■ Problem description
Nothing outside the lines from the one containing "Write a component" through the one containing "import React from" should be copied, and no pictures either. Copy those lines exactly.

■ Listed records

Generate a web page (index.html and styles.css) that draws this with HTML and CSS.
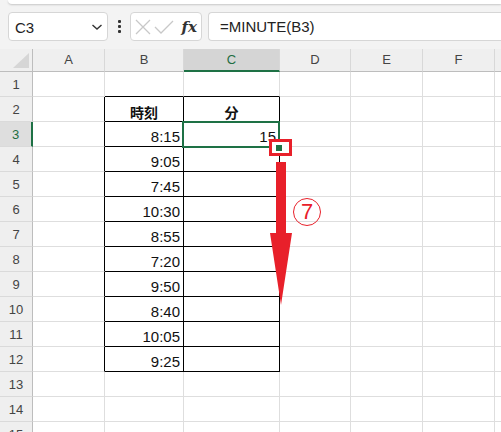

--

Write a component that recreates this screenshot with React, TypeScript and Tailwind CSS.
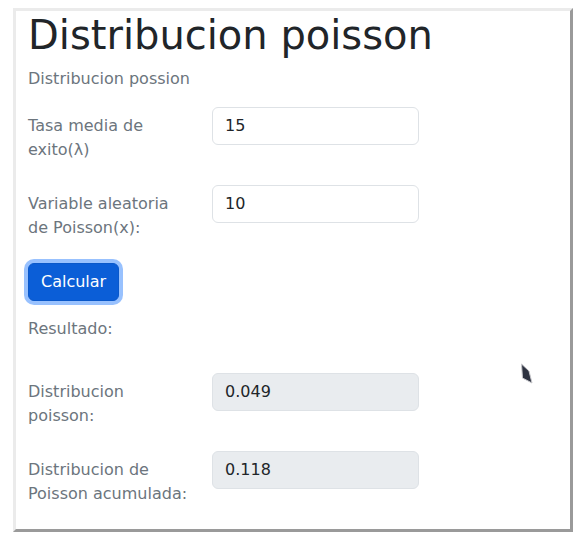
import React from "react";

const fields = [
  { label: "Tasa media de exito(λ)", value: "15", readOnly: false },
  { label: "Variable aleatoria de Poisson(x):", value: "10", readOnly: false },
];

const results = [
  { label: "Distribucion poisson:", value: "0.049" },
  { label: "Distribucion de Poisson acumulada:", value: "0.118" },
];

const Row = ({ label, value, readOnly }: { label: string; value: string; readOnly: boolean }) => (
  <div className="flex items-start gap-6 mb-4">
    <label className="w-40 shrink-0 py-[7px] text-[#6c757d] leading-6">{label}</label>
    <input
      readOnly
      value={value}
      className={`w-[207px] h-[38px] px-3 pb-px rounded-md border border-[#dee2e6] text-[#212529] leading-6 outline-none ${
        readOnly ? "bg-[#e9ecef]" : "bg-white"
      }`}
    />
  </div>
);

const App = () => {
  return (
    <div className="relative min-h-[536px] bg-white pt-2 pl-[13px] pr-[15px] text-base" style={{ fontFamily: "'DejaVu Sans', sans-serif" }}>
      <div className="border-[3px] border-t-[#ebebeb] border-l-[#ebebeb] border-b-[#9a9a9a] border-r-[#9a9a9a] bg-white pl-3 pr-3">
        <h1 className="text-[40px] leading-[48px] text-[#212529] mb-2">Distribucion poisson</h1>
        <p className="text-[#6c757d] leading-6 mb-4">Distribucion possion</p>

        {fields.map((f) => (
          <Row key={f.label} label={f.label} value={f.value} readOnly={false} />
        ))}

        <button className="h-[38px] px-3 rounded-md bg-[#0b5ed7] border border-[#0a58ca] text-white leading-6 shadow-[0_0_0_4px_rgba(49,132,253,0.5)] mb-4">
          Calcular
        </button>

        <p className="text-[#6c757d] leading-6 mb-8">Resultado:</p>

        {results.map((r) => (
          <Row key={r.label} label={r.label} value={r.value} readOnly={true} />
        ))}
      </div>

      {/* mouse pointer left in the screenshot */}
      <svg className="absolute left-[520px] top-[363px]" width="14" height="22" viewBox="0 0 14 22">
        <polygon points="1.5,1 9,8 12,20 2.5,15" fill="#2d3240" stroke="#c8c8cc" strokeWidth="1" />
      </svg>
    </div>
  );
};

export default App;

■ Correct response
Write a component that recreates this screenshot with React, TypeScript and Tailwind CSS.
import React from "react";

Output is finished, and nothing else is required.